Travis Bader: [00:54:11] And just like any game animal out there that takes the path of least resistance is why we have game trails right.

Shane Mathieson: [00:54:18] That’s right.

Travis Bader: [00:54:19] People are the same way. And if they see the easy path, that’s the way they go.

Shane Mathieson: [00:54:23] Gonna walk down that usually.

Travis Bader: [00:54:25] So maybe it’s time we weren’t so easy.

Shane Mathieson: [00:54:27] Agreed.

Travis Bader: [00:54:27] Does Reliable have any big sales coming up?

Shane Mathieson: [00:54:31] Not that I’ve got planned at the moment. We’re just trying to.

Travis Bader: [00:54:36] Stay afloat.

Shane Mathieson: [00:54:37] Trying to stay afloat right now and still reeling from the blow we were dealt on May 1st there.

Travis Bader: [00:54:42] Well, I know you’ve got your, your annual around Christmas time.

Shane Mathieson: [00:54:46] Yeah. That’s our main sale every year. That’s our annual customer appreciation event that we do. It’s always a lot of fun.

Travis Bader: [00:54:54] And whenever we can, we’re usually out there and you guys always are giving us a hand with that. It’s awesome. Well, and it’s a lot of fun and you guys have bagpipers out there and barbecues go in and I mean, it’s, it’s quite, quite the event. You got people lined up around the block camping overnight.
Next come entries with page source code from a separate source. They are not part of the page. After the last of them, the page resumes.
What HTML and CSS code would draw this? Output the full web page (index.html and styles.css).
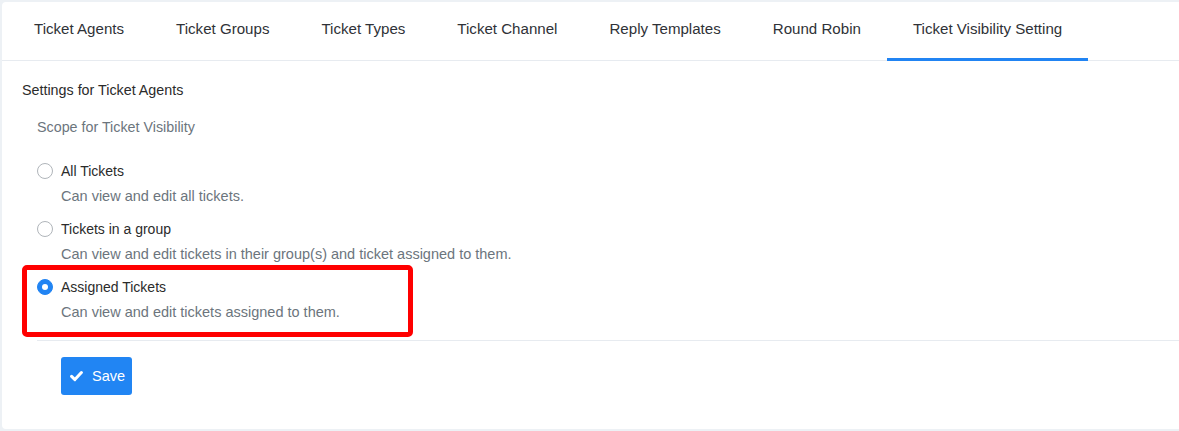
FILE: index.html
```html
<!DOCTYPE html>
<html lang="en">
<head>
    <meta charset="UTF-8">
    <meta name="viewport" content="width=device-width, initial-scale=1.0">
    <title>Ticket Settings</title>
    <link rel="stylesheet" href="styles.css">
</head>
<body>

    <div class="card">
        <ul class="tabs">
            <li class="tab">Ticket Agents</li>
            <li class="tab">Ticket Groups</li>
            <li class="tab">Ticket Types</li>
            <li class="tab">Ticket Channel</li>
            <li class="tab">Reply Templates</li>
            <li class="tab">Round Robin</li>
            <li class="tab active">Ticket Visibility Setting</li>
        </ul>

        <div class="card-body">
            <h4 class="section-title">Settings for Ticket Agents</h4>

            <div class="form-group">
                <p class="group-label">Scope for Ticket Visibility</p>

                <div class="option">
                    <label class="option-label"><span class="radio"></span>All Tickets</label>
                    <p class="option-help">Can view and edit all tickets.</p>
                </div>

                <div class="option">
                    <label class="option-label"><span class="radio"></span>Tickets in a group</label>
                    <p class="option-help">Can view and edit tickets in their group(s) and ticket assigned to them.</p>
                </div>

                <div class="option highlighted">
                    <label class="option-label"><span class="radio checked"></span>Assigned Tickets</label>
                    <p class="option-help">Can view and edit tickets assigned to them.</p>
                    <div class="highlight-box"></div>
                </div>
            </div>

            <div class="form-actions">
                <button class="save-btn">
                    <svg class="check-icon" width="13" height="12" viewBox="0 0 13 12">
                        <path d="M1.6 6.4 L4.9 9.6 L11.4 2.6" fill="none" stroke="#fff" stroke-width="3" stroke-linecap="round" stroke-linejoin="round"/>
                    </svg>
                    Save
                </button>
            </div>
        </div>
    </div>

</body>
</html>
```

FILE: styles.css
```css
* {
    margin: 0;
    padding: 0;
    box-sizing: border-box;
    font-family: "Liberation Sans", Arial, sans-serif;
}

body {
    background-color: #edf1f5;
    color: #333;
    padding: 2px 0 2px 2px;
    height: 431px;
    overflow: hidden;
}

.card {
    background-color: white;
    border-radius: 4px 0 0 4px;
    height: 427px;
}

.tabs {
    list-style: none;
    display: flex;
    padding-left: 6px;
    border-bottom: 1px solid #e7ebf0;
    height: 59px;
}

.tab {
    font-size: 15.1px;
    color: #2f3237;
    padding: 0 26px;
    line-height: 54px;
    border-bottom: 3px solid transparent;
    height: 59px;
    white-space: nowrap;
}

.tab.active {
    border-bottom-color: #2184f3;
}

.card-body {
    padding: 19px 0 0 20px;
}

.section-title {
    font-size: 14.3px;
    font-weight: normal;
    line-height: 20px;
    color: #2b2b2b;
}

.form-group {
    padding-left: 15px;
    margin-top: 17px;
}

.group-label {
    font-size: 14.3px;
    line-height: 20px;
    color: #6c757d;
    margin-bottom: 24px;
}

.option {
    margin-bottom: 13px;
}

.option:last-child {
    margin-bottom: 0;
}

.option-label {
    display: flex;
    align-items: center;
    gap: 8px;
    font-size: 14px;
    line-height: 20px;
    color: #2b2b2b;
}

.radio {
    width: 16px;
    height: 16px;
    border-radius: 50%;
    border: 1px solid #b0b5ba;
    background-color: white;
    display: inline-block;
    flex-shrink: 0;
    margin-top: -1px;
}

.radio.checked {
    background-color: #2184f3;
    border-color: #2184f3;
    position: relative;
}

.radio.checked::after {
    content: "";
    position: absolute;
    left: 4px;
    top: 4px;
    width: 6px;
    height: 6px;
    border-radius: 50%;
    background-color: white;
}

.option-help {
    font-size: 14.5px;
    line-height: 20px;
    color: #6c757d;
    margin-top: 5px;
    padding-left: 24px;
}

.highlighted {
    position: relative;
}

.highlight-box {
    position: absolute;
    left: -15px;
    top: -12px;
    width: 391px;
    height: 72px;
    border: 5px solid #ff0000;
    border-radius: 5px;
}

.form-actions {
    margin-left: 15px;
    margin-top: 18px;
    border-top: 1px solid #e7ebf0;
    padding: 16px 0 0 24px;
}

.save-btn {
    display: flex;
    align-items: center;
    gap: 9px;
    background-color: #2185f3;
    color: white;
    border: none;
    border-radius: 3px;
    width: 71px;
    height: 38px;
    padding: 0 0 0 9px;
    font-size: 14.5px;
    cursor: pointer;
}

.check-icon {
    flex-shrink: 0;
}
```
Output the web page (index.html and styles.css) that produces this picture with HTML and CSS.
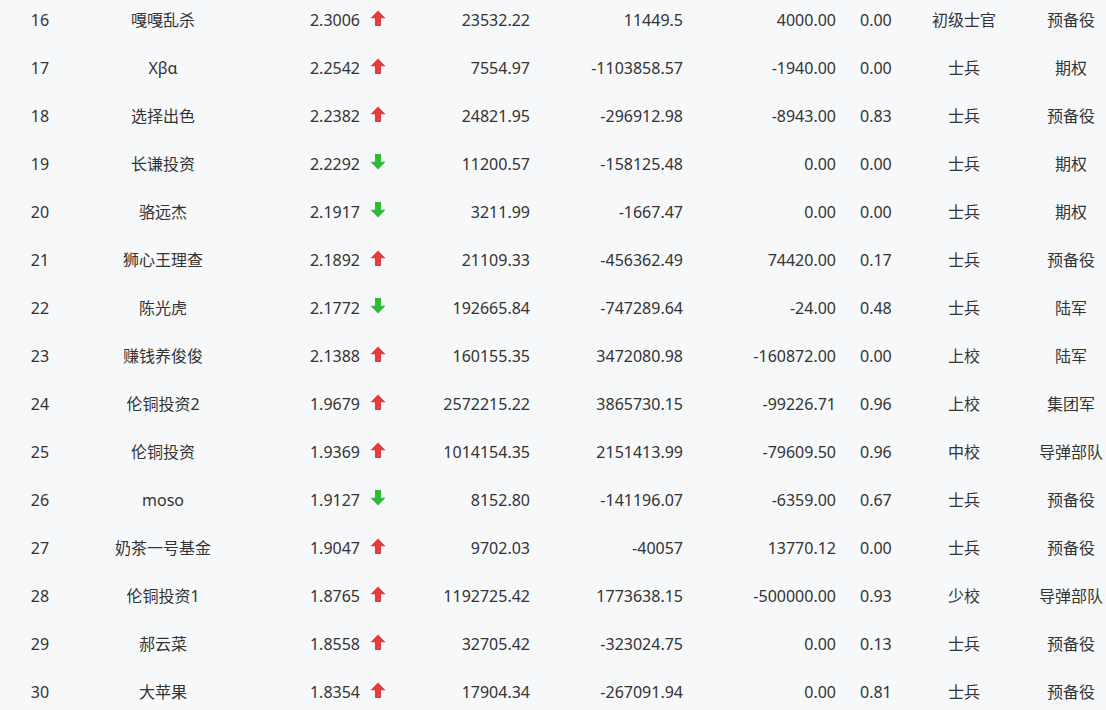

Shane Mathieson: [00:55:10] Sometimes. Yeah. We’ve been pretty fortunate that it’s very well attended. It’s a lot of fun. We try to make it as fun as we can for the, for everybody  thats there. We bring heaters and stuff because we know it’s cold out there. Unfortunately, the city won’t let us set up tents for you guys. I apologize.

Travis Bader: [00:55:25] Yeah. You know, the city doesn’t like tents right? That’s a totally.

Shane Mathieson: [00:55:31] That’s a whole other way we could go on this.

Travis Bader: [00:55:35] Well, why don’t we look at wrapping it up here.

Shane Mathieson: [00:55:36] Alright.

Travis Bader: [00:55:35] Be sure to check out Reliable Gun in Vancouver.

Shane Mathieson: [00:55:40]

Travis Bader: [00:55:42] And you’ve got a phone number?

Shane Mathieson: [00:55:43] (604) 874-4710.

Travis Bader: [00:55:48] Shane, thank you very much for being on the podcast.

Shane Mathieson: [00:55:49] Hey, thanks very much for having me Travis.